Yes. Good up front. South Carolina has one of the biggest offensive lines in the country. The Gamecocks average 6’5” and 314 pounds across their starting front. Earlier this week, Coach Spurrier sounded optimistic that 6’2” 300-pound sophomore right guard Cody Waldrop (knee) would be back in the line-up for Missouri. But, he didn’t practice on Tuesday.
Thompson is working with a talented receiving corps. The starters aren’t big, but they’re all quick, elusive, and fast. The Gamecocks’ leading receiver is 5’11” 201-pound sophomore slot man and punt returner Pharoh Cooper, who has also been taking snaps in the wildcat formation. He’s a multi-purpose phenom, not unlike Missouri’s Marcus Murphy. On the season, Cooper has 21 receptions for 244 yards and 2 TDs. He’s also rushed 7 times for 89 yards.
“He’s obviously, when he gets his hands on it, is a very good player,” said Coach Spurrier, speaking of Cooper. “And, we need to find ways where he’s running with it.”
Joining Cooper in the starting line-up for the Gamecocks are 6’1” 176-pound junior WR Shaq Roland (14 receptions for 176 yards and 2 TDs), and 5’7” 168-pound senior WR Nick Jones (17 receptions for 259 yards and 3 TDs).
Despite missing time with injuries, Mike Davis is South Carolina’s fourth-leading receiver with 10 catches for 75 yards.
An additional deep threat for the Gamecocks is 5’9” 170-pound senior WR Damiere Byrd, who has just 3 receptions on the season for 99 yards and 2 TDs.
One of Thompson’s red-zone targets is 6’4” 192-pound junior WR K.J. Brent, who has 3 receptions for 39 yards and 1 TD. Then there’s the two tight ends, 6’5” 227-pound senior Rory Anderson (9 receptions for 128 yards and 1 TD) and 6’6” 242-pound junior Jerrell Adams (3 receptions for 54 yards).
The use of their tight ends is key for the Gamecocks. They’ll put them both on the field together, or most of the time, separately. They’ll line them up attached, in the slot, or in the backfield. They are often in motion prior to the snap.
South Carolina utilizes a base 4-3 defense, although they will also line up in a 3-man front. Their base defense includes a Spur LB/DB hybrid, so their base defense looks a lot like a nickel defense. The players who play the Spur position for the Gamecocks range from corner back size (5’10” 187) to smallish LB size (6’0” 220).
Another aspect of South Carolina’s defensive personnel this season is that the Gamecocks have played a lot of different people on defense. They list 30 defensive players on their two-deep, and it appears that nearly all of them have played at least semi-regularly. The Gamecocks have had 14 different players start for them on defense this season, and have regularly played about 25 players on defense.
Defensively, the Gamecocks are relatively young and inexperienced. They start just three seniors on defense, and three more juniors. Of the 25 or so defenders who play regularly, 18 of them are either freshmen or sophomores.

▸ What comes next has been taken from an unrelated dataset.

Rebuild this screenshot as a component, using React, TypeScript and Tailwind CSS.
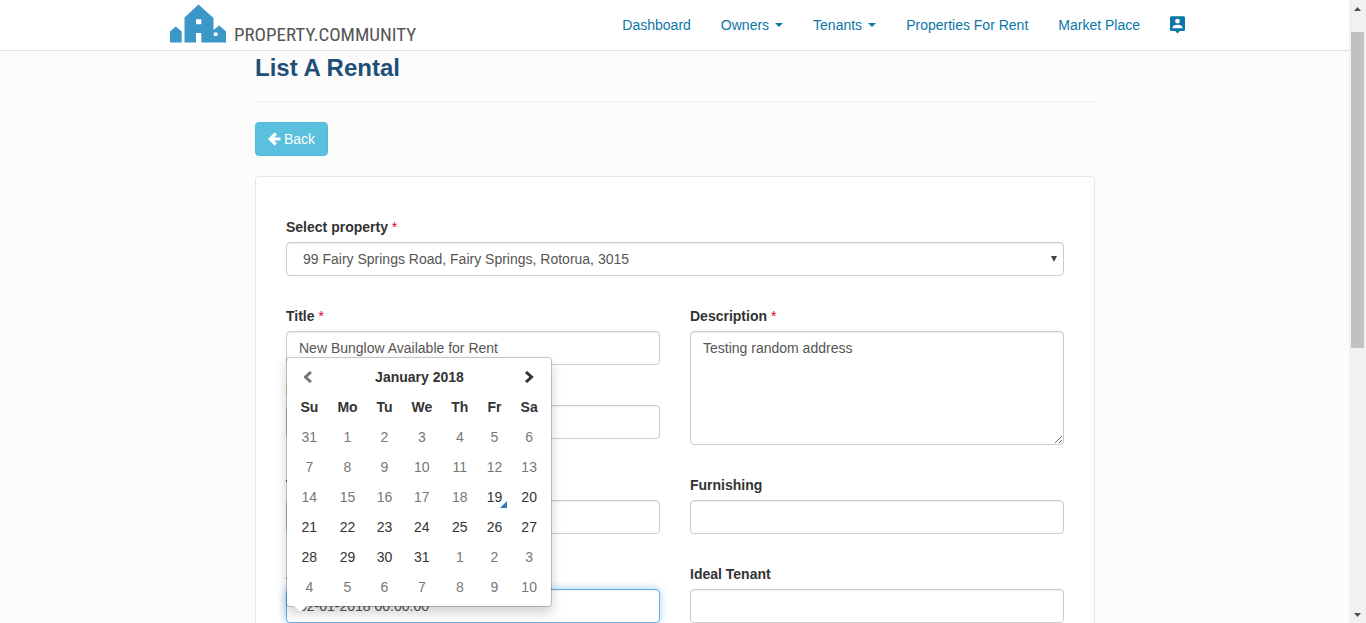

South Carolina’s most-experienced corner is a sophomore. And, the other three of their top four corners are true freshmen. So, as you can see, the Gamecocks are young and relatively inexperienced on the defensive side of the football.
“They have a relatively young team, certainly on defense,” said Coach Pinkel, speaking of the Gamecocks. “But they do a good job. They want to keep getting better just like everyone else does.”
South Carolina has struggled defensively, to be sure, although the Gamecocks have thus far played one of the toughest schedules in the country. They’re 1-1 against teams currently ranked in the top 12.
South Carolina is surrendering an average of 36 points/game, 5.3 yards/rushing attempt, and 8.1 yards/per pass attempt. They’ve yielded 480 yards of total offense/game, and 6.8 yards/play.
The Gamecocks are very talented defensively. They’re athletic, and they can run. But they haven’t been able to stop the run, and they haven’t been able to put much pressure on the QB with their front. They’ve mixed in some blitzes to create most of what pressure they’ve been able to apply.
“We've struggled a little bit on pass rush and we really don’t have quite the guys we used to around here with Jadeveon [Clowney], even Chaz Sutton. And Kelcey Quarles got a bunch of sacks last year,” said Coach Spurrier. “But our guys are hustling. They really are. They’re trying in there. And we’re bringing some linebackers. We’re probably going to have to bring some linebackers to get pressure on the quarterback right now. But our guys are hustling. A lot of those defensive linemen played pretty well last week. Gerald Dixon Jr. had one of his best games last week, so those guys are hustling. We’re just sort of limited, I guess, as far as one of those natural rush guys that we used to have around here.”
The Gamecocks are going to be without red-shirt freshman DE David Johnson, who has played regularly, and is out with a knee injury.
Often, they’ve had to resort to playing soft in their coverages, which hasn’t really been very effective. And, they haven’t tackled very well. They make plays, but they lack consistency of execution, which has led their head coach to suggest that they’re “extremely fortunate” to be 3-1.
“Everyone believes winning breeds more winning, and obviously, losing breeds more losing,” said Coach Spurrier. “So, we are in the habit of something happening to help us win a bunch of games that we easily could have lost. A few bad bounces and we probably could have lost every game this year. We haven't dominated anybody, but it has worked out three out of four times.”
“I wish we could get our players, a large majority of our players, to realize how special every game is and maybe our effort and concentration level would improve,” said Coach Spurrier. “We do believe our players can play better………………………………………….. We believe, as coaches, that we can get our players playing at a higher level…………………………………………. Hopefully, our team will play a little bit better than we’ve been playing.”
If you ask Coach Pinkel, he’ll tell you that South Carolina is getting better.